Exercise aim: Return every line below as is, leaving out the pictures.

Data shown:
** Begin **
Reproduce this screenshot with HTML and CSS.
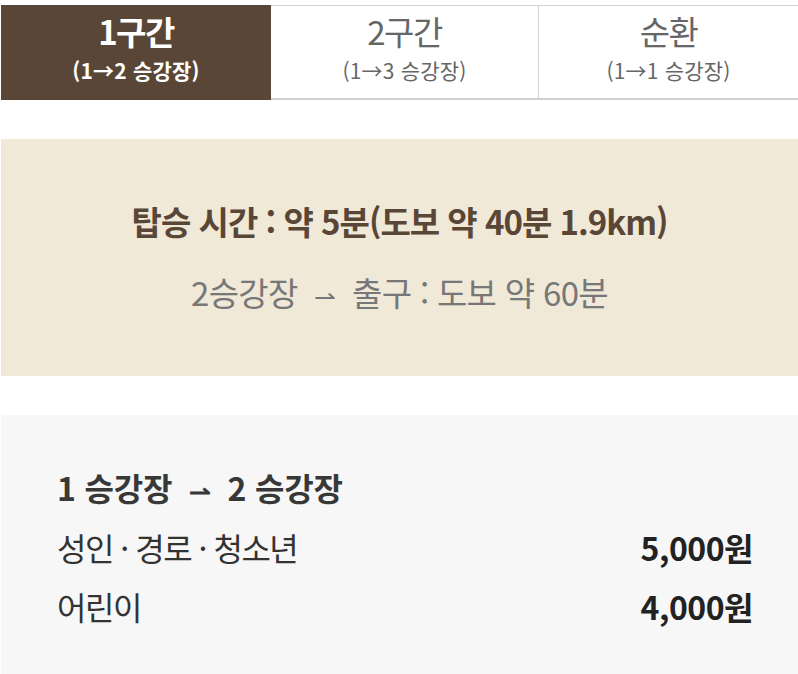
FILE: index.html
```html
<!DOCTYPE html>
<html lang="ko">
<head>
<meta charset="utf-8">
<link rel="stylesheet" href="styles.css">
</head>
<body>
<div class="page">
  <ul class="tabs">
    <li class="tab active"><strong class="tab-title">1구간</strong><span class="tab-sub">(1→2 승강장)</span></li>
    <li class="tab"><strong class="tab-title">2구간</strong><span class="tab-sub">(1→3 승강장)</span></li>
    <li class="tab"><strong class="tab-title">순환</strong><span class="tab-sub">(1→1 승강장)</span></li>
  </ul>
  <section class="time-box">
    <p class="time-main">탑승 시간 : 약 5분(도보 약 40분 1.9km)</p>
    <p class="time-sub">2승강장 <span class="arrow">⇀</span> 출구 : 도보 약 60분</p>
  </section>
  <section class="fare-box">
    <h3 class="fare-title">1 승강장 <span class="arrow">⇀</span> 2 승강장</h3>
    <div class="fare-row"><span class="fare-label">성인 · 경로 · 청소년</span><span class="fare-price">5,000원</span></div>
    <div class="fare-row"><span class="fare-label">어린이</span><span class="fare-price">4,000원</span></div>
  </section>
</div>
</body>
</html>
```
FILE: styles.css
```css
* { box-sizing: border-box; }
html, body { margin: 0; padding: 0; background: #fff; }
body {
  font-family: "Noto Sans CJK KR", "Noto Sans", sans-serif;
  color: #333;
}
.page { padding: 5px 0 0 1px; }
.tabs {
  list-style: none;
  margin: 0;
  padding: 0;
  display: grid;
  grid-template-columns: 270px 267px 1fr;
  height: 95px;
}
.tab {
  display: flex;
  flex-direction: column;
  align-items: center;
  justify-content: center;
  border-top: 1px solid #d2d2d2;
  border-bottom: 2px solid #cfcfcf;
  color: #666;
  gap: 8px;
  padding-bottom: 8px;
}
.tab + .tab { border-left: 1px solid #d2d2d2; }
.tab.active { background: #5a4636; border-color: #5a4636; color: #fff; }
.tab.active + .tab { border-left: 0; }
.tab-title { font-size: 33px; font-weight: 400; line-height: 36px; letter-spacing: -1.5px; }
.tab-sub { font-size: 21px; line-height: 26px; letter-spacing: 0.2px; }
.tab.active .tab-title, .tab.active .tab-sub { font-weight: 700; }

.time-box {
  margin-top: 39px;
  background: #f0e9d8;
  height: 237px;
  display: flex;
  flex-direction: column;
  align-items: center;
  justify-content: center;
  gap: 31px;
  text-align: center;
}
.time-box p { margin: 0; line-height: 40px; }
.time-main { font-size: 33px; font-weight: 700; color: #5a4636; letter-spacing: -1px; }
.time-sub { font-size: 33px; color: #777; letter-spacing: -0.7px; }
.arrow { display: inline-block; margin: 0 8px; font-size: 26px; }

.fare-box {
  margin-top: 39px;
  background: #f7f7f7;
  padding: 52px 45px 40px 56px;
  min-height: 260px;
}
.fare-title { margin: 0 0 7px; font-size: 32px; font-weight: 700; color: #383838; line-height: 40px; letter-spacing: -0.2px; }
.fare-row {
  display: flex;
  justify-content: space-between;
  align-items: center;
  height: 59px;
  font-size: 32px;
  letter-spacing: -1.5px;
}
.fare-label { color: #333; }
.fare-price { font-weight: 700; color: #222; letter-spacing: -0.5px; }
```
** End **
Solution for this exercise:
Reproduce this screenshot with HTML and CSS.
FILE: index.html
```html
<!DOCTYPE html>
<html lang="ko">
<head>
<meta charset="utf-8">
<link rel="stylesheet" href="styles.css">
</head>
<body>
<div class="page">
  <ul class="tabs">
    <li class="tab active"><strong class="tab-title">1구간</strong><span class="tab-sub">(1→2 승강장)</span></li>
    <li class="tab"><strong class="tab-title">2구간</strong><span class="tab-sub">(1→3 승강장)</span></li>
    <li class="tab"><strong class="tab-title">순환</strong><span class="tab-sub">(1→1 승강장)</span></li>
  </ul>
  <section class="time-box">
    <p class="time-main">탑승 시간 : 약 5분(도보 약 40분 1.9km)</p>
    <p class="time-sub">2승강장 <span class="arrow">⇀</span> 출구 : 도보 약 60분</p>
  </section>
  <section class="fare-box">
    <h3 class="fare-title">1 승강장 <span class="arrow">⇀</span> 2 승강장</h3>
    <div class="fare-row"><span class="fare-label">성인 · 경로 · 청소년</span><span class="fare-price">5,000원</span></div>
    <div class="fare-row"><span class="fare-label">어린이</span><span class="fare-price">4,000원</span></div>
  </section>
</div>
</body>
</html>
```
FILE: styles.css
```css
* { box-sizing: border-box; }
html, body { margin: 0; padding: 0; background: #fff; }
body {
  font-family: "Noto Sans CJK KR", "Noto Sans", sans-serif;
  color: #333;
}
.page { padding: 5px 0 0 1px; }
.tabs {
  list-style: none;
  margin: 0;
  padding: 0;
  display: grid;
  grid-template-columns: 270px 267px 1fr;
  height: 95px;
}
.tab {
  display: flex;
  flex-direction: column;
  align-items: center;
  justify-content: center;
  border-top: 1px solid #d2d2d2;
  border-bottom: 2px solid #cfcfcf;
  color: #666;
  gap: 8px;
  padding-bottom: 8px;
}
.tab + .tab { border-left: 1px solid #d2d2d2; }
.tab.active { background: #5a4636; border-color: #5a4636; color: #fff; }
.tab.active + .tab { border-left: 0; }
.tab-title { font-size: 33px; font-weight: 400; line-height: 36px; letter-spacing: -1.5px; }
.tab-sub { font-size: 21px; line-height: 26px; letter-spacing: 0.2px; }
.tab.active .tab-title, .tab.active .tab-sub { font-weight: 700; }

.time-box {
  margin-top: 39px;
  background: #f0e9d8;
  height: 237px;
  display: flex;
  flex-direction: column;
  align-items: center;
  justify-content: center;
  gap: 31px;
  text-align: center;
}
.time-box p { margin: 0; line-height: 40px; }
.time-main { font-size: 33px; font-weight: 700; color: #5a4636; letter-spacing: -1px; }
.time-sub { font-size: 33px; color: #777; letter-spacing: -0.7px; }
.arrow { display: inline-block; margin: 0 8px; font-size: 26px; }

.fare-box {
  margin-top: 39px;
  background: #f7f7f7;
  padding: 52px 45px 40px 56px;
  min-height: 260px;
}
.fare-title { margin: 0 0 7px; font-size: 32px; font-weight: 700; color: #383838; line-height: 40px; letter-spacing: -0.2px; }
.fare-row {
  display: flex;
  justify-content: space-between;
  align-items: center;
  height: 59px;
  font-size: 32px;
  letter-spacing: -1.5px;
}
.fare-label { color: #333; }
.fare-price { font-weight: 700; color: #222; letter-spacing: -0.5px; }
```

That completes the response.